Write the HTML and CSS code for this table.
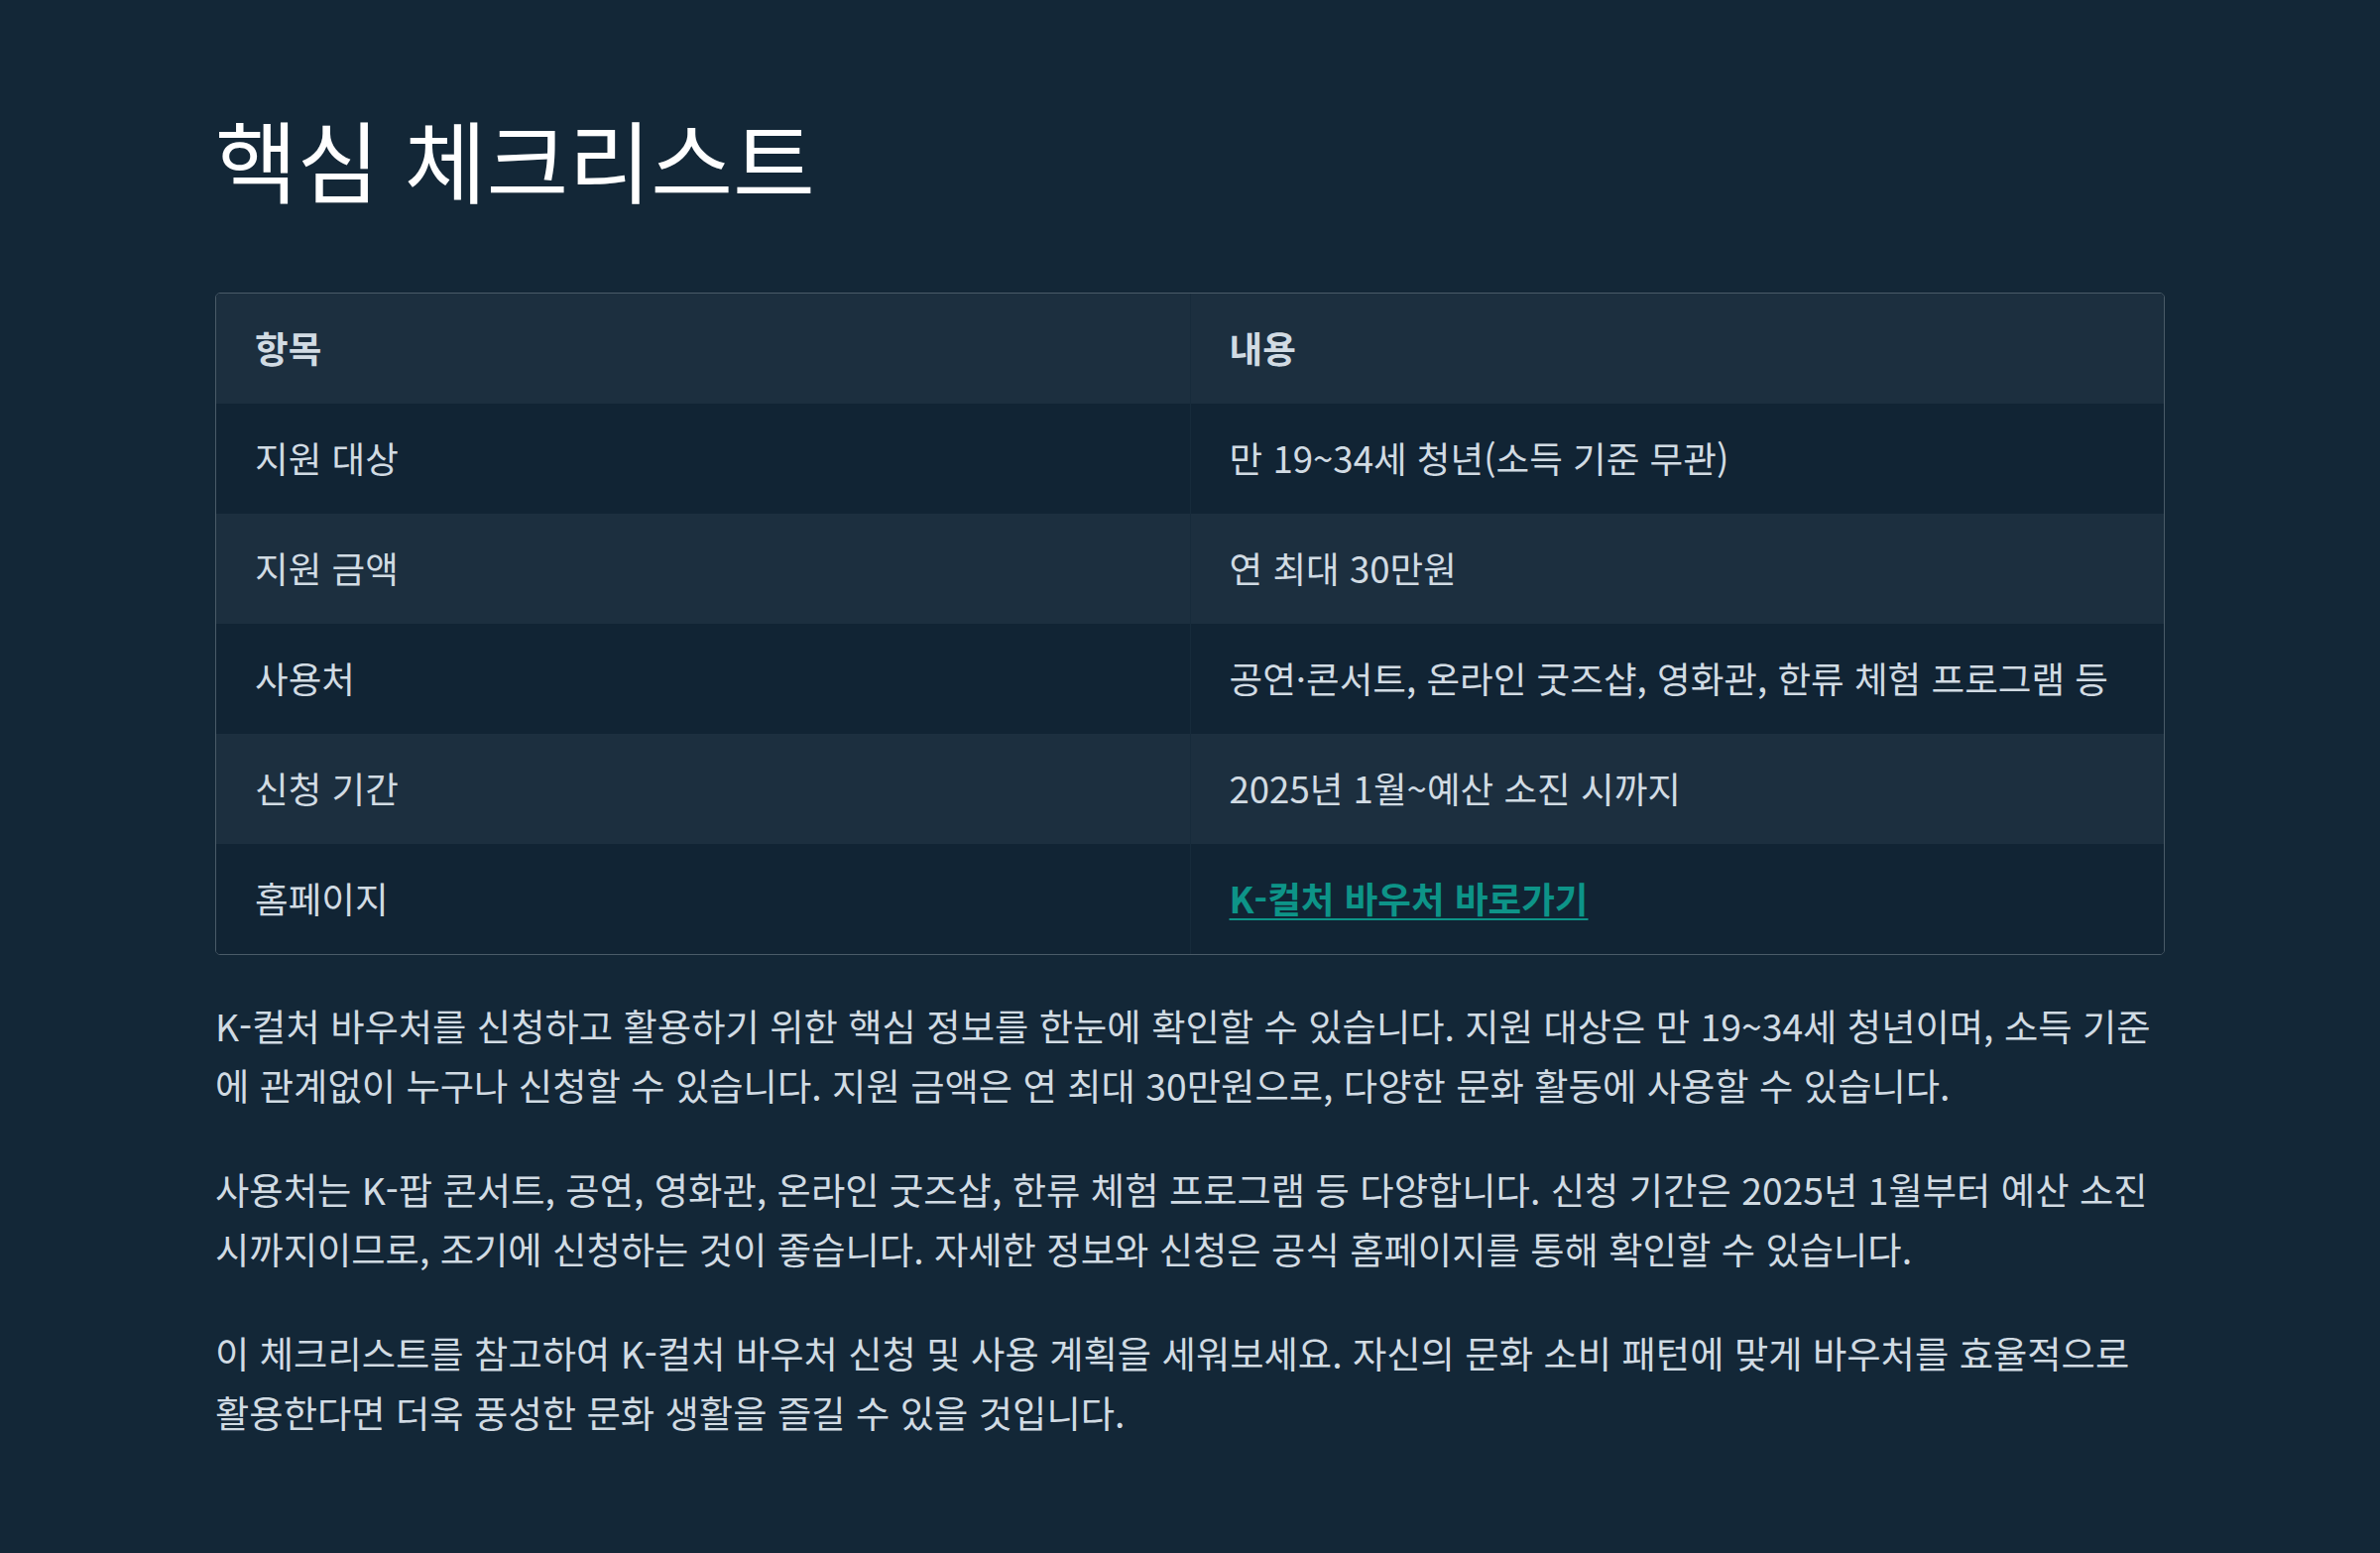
FILE: index.html
```html
<!DOCTYPE html>
<html lang="ko">
<head>
<meta charset="utf-8">
<title>핵심 체크리스트</title>
<link rel="stylesheet" href="styles.css">
</head>
<body>
<main class="page">
  <h1 class="title">핵심 체크리스트</h1>
  <div class="table-wrap">
    <table class="checklist">
      <thead>
        <tr><th>항목</th><th>내용</th></tr>
      </thead>
      <tbody>
        <tr><td>지원 대상</td><td>만 19~34세 청년(소득 기준 무관)</td></tr>
        <tr><td>지원 금액</td><td>연 최대 30만원</td></tr>
        <tr><td>사용처</td><td>공연·콘서트, 온라인 굿즈샵, 영화관, 한류 체험 프로그램 등</td></tr>
        <tr><td>신청 기간</td><td>2025년 1월~예산 소진 시까지</td></tr>
        <tr><td>홈페이지</td><td><a class="link" href="#">K-컬처 바우처 바로가기</a></td></tr>
      </tbody>
    </table>
  </div>
  <p class="text">K-컬처 바우처를 신청하고 활용하기 위한 핵심 정보를 한눈에 확인할 수 있습니다. 지원 대상은 만 19~34세 청년이며, 소득 기준에 관계없이 누구나 신청할 수 있습니다. 지원 금액은 연 최대 30만원으로, 다양한 문화 활동에 사용할 수 있습니다.</p>
  <p class="text">사용처는 K-팝 콘서트, 공연, 영화관, 온라인 굿즈샵, 한류 체험 프로그램 등 다양합니다. 신청 기간은 2025년 1월부터 예산 소진 시까지이므로, 조기에 신청하는 것이 좋습니다. 자세한 정보와 신청은 공식 홈페이지를 통해 확인할 수 있습니다.</p>
  <p class="text">이 체크리스트를 참고하여 K-컬처 바우처 신청 및 사용 계획을 세워보세요. 자신의 문화 소비 패턴에 맞게 바우처를 효율적으로 활용한다면 더욱 풍성한 문화 생활을 즐길 수 있을 것입니다.</p>
</main>
</body>
</html>
```

FILE: styles.css
```css
html, body {
  margin: 0;
  padding: 0;
  background: #132737;
}

body {
  font-family: "Noto Sans CJK KR", "Noto Sans", sans-serif;
  color: #d1dbe3;
  min-height: 1566px;
}

.page {
  max-width: 1966px;
  margin: 0 auto;
  padding: 110px 0 60px;
}

.title {
  margin: 0 0 87px;
  font-size: 90px;
  line-height: 98px;
  font-weight: 400;
  color: #ffffff;
}

.table-wrap {
  border: 1px solid #4a5b68;
  border-radius: 5px;
  overflow: hidden;
}

.checklist {
  width: 100%;
  border-collapse: collapse;
  table-layout: fixed;
  font-size: 36.6px;
  line-height: 59px;
}

.checklist th,
.checklist td {
  padding: 25px 12px 27px 39px;
  text-align: left;
  vertical-align: middle;
  white-space: nowrap;
}

.checklist th + th,
.checklist td + td {
  border-left: 1px solid #172b3b;
}

.checklist th {
  font-weight: 700;
  background: #1c2f3f;
  color: #d1dbe3;
}

.checklist tbody tr:nth-child(odd) td {
  background: #112434;
}

.checklist tbody tr:nth-child(even) td {
  background: #1c2f3f;
}

.link {
  color: #0d9488;
  font-weight: 700;
  text-decoration: underline;
  text-underline-offset: 5px;
  text-decoration-thickness: 2px;
}

.text {
  margin: 42px 0 0;
  font-size: 37.3px;
  line-height: 59.5px;
  color: #d1dbe3;
}

.text + .text {
  margin-top: 46px;
}
```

○ ○ ○ ○ ○

TASK TO CARRY OUT —
Copy the listing in full and without alteration, omitting every picture.

RESULT OF THE TASK —
Write the HTML and CSS code for this table.
FILE: index.html
```html
<!DOCTYPE html>
<html lang="ko">
<head>
<meta charset="utf-8">
<title>핵심 체크리스트</title>
<link rel="stylesheet" href="styles.css">
</head>
<body>
<main class="page">
  <h1 class="title">핵심 체크리스트</h1>
  <div class="table-wrap">
    <table class="checklist">
      <thead>
        <tr><th>항목</th><th>내용</th></tr>
      </thead>
      <tbody>
        <tr><td>지원 대상</td><td>만 19~34세 청년(소득 기준 무관)</td></tr>
        <tr><td>지원 금액</td><td>연 최대 30만원</td></tr>
        <tr><td>사용처</td><td>공연·콘서트, 온라인 굿즈샵, 영화관, 한류 체험 프로그램 등</td></tr>
        <tr><td>신청 기간</td><td>2025년 1월~예산 소진 시까지</td></tr>
        <tr><td>홈페이지</td><td><a class="link" href="#">K-컬처 바우처 바로가기</a></td></tr>
      </tbody>
    </table>
  </div>
  <p class="text">K-컬처 바우처를 신청하고 활용하기 위한 핵심 정보를 한눈에 확인할 수 있습니다. 지원 대상은 만 19~34세 청년이며, 소득 기준에 관계없이 누구나 신청할 수 있습니다. 지원 금액은 연 최대 30만원으로, 다양한 문화 활동에 사용할 수 있습니다.</p>
  <p class="text">사용처는 K-팝 콘서트, 공연, 영화관, 온라인 굿즈샵, 한류 체험 프로그램 등 다양합니다. 신청 기간은 2025년 1월부터 예산 소진 시까지이므로, 조기에 신청하는 것이 좋습니다. 자세한 정보와 신청은 공식 홈페이지를 통해 확인할 수 있습니다.</p>
  <p class="text">이 체크리스트를 참고하여 K-컬처 바우처 신청 및 사용 계획을 세워보세요. 자신의 문화 소비 패턴에 맞게 바우처를 효율적으로 활용한다면 더욱 풍성한 문화 생활을 즐길 수 있을 것입니다.</p>
</main>
</body>
</html>
```

FILE: styles.css
```css
html, body {
  margin: 0;
  padding: 0;
  background: #132737;
}

body {
  font-family: "Noto Sans CJK KR", "Noto Sans", sans-serif;
  color: #d1dbe3;
  min-height: 1566px;
}

.page {
  max-width: 1966px;
  margin: 0 auto;
  padding: 110px 0 60px;
}

.title {
  margin: 0 0 87px;
  font-size: 90px;
  line-height: 98px;
  font-weight: 400;
  color: #ffffff;
}

.table-wrap {
  border: 1px solid #4a5b68;
  border-radius: 5px;
  overflow: hidden;
}

.checklist {
  width: 100%;
  border-collapse: collapse;
  table-layout: fixed;
  font-size: 36.6px;
  line-height: 59px;
}

.checklist th,
.checklist td {
  padding: 25px 12px 27px 39px;
  text-align: left;
  vertical-align: middle;
  white-space: nowrap;
}

.checklist th + th,
.checklist td + td {
  border-left: 1px solid #172b3b;
}

.checklist th {
  font-weight: 700;
  background: #1c2f3f;
  color: #d1dbe3;
}

.checklist tbody tr:nth-child(odd) td {
  background: #112434;
}

.checklist tbody tr:nth-child(even) td {
  background: #1c2f3f;
}

.link {
  color: #0d9488;
  font-weight: 700;
  text-decoration: underline;
  text-underline-offset: 5px;
  text-decoration-thickness: 2px;
}

.text {
  margin: 42px 0 0;
  font-size: 37.3px;
  line-height: 59.5px;
  color: #d1dbe3;
}

.text + .text {
  margin-top: 46px;
}
```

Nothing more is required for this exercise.